Ernst J. Grube, in explicating what he thought Islamic architecture was, wrote the following about the dome: “The dome appears to be a general symbol, signifying power, the royal city, the focal point of assembly; it can therefore serve both religious and secular purposes. Its outward visible appearance does not truly help us to understand, interpret or identify any building.” The earliest domes were placed over the kibla which showed the direction to Mecca and lit this part of the mosque. It later moved to the central position over the prayer hall that it holds today. “The dome is, of course, a cosmic symbol in every religious tradition; and symbolically, in Islam the dome represents the vault of heaven in the same way as the garden prefigures Paradise,” wrote James Dickie in his book “Allah and Eternity: Mosques, Madrasas and Tombs.”
The Arabs built mosques or adapted local religious structures such as churches in the lands they conquered; however, for most of the 7th century, they were satisfied to have flat-roofed structures recreating the flat-roofed mosques of Medina and Mecca. The first domed building constructed by the Arabs was the Dome of the Rock in Jerusalem (691). Since the use of wood in domes had been shown to be very practical in churches, timber was used in the Dome of the Rock. It made the structure lighter and more flexible but had to be covered with copper or lead to protect it from the weather.

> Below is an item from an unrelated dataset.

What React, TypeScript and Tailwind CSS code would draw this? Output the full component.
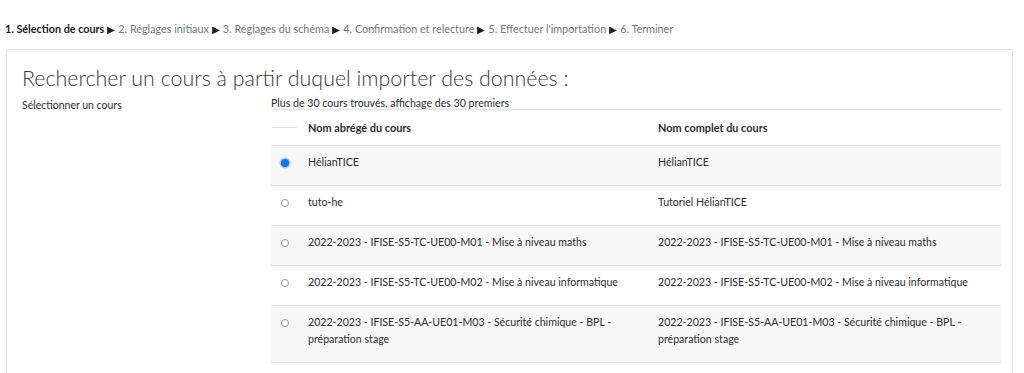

The use of small domes in Fatimid mosques in Egypt apparently was adopted from examples in the Maghreb. The dome became the dominant feature for mosques, although it was also used in palaces, in particular over audience chambers, and in other places such as schools, and hamams. Although the earliest mosques in Anatolia date from the 11th century, it isn’t until the 12th century that it became popular to place domes on mosques. The Ulucamis of Niksar and Kayseri and the Alaeddin Mosque in Konya (13th century) have domes. The domes were often in front of the mihrab and in some mosques there were three domes, not just one.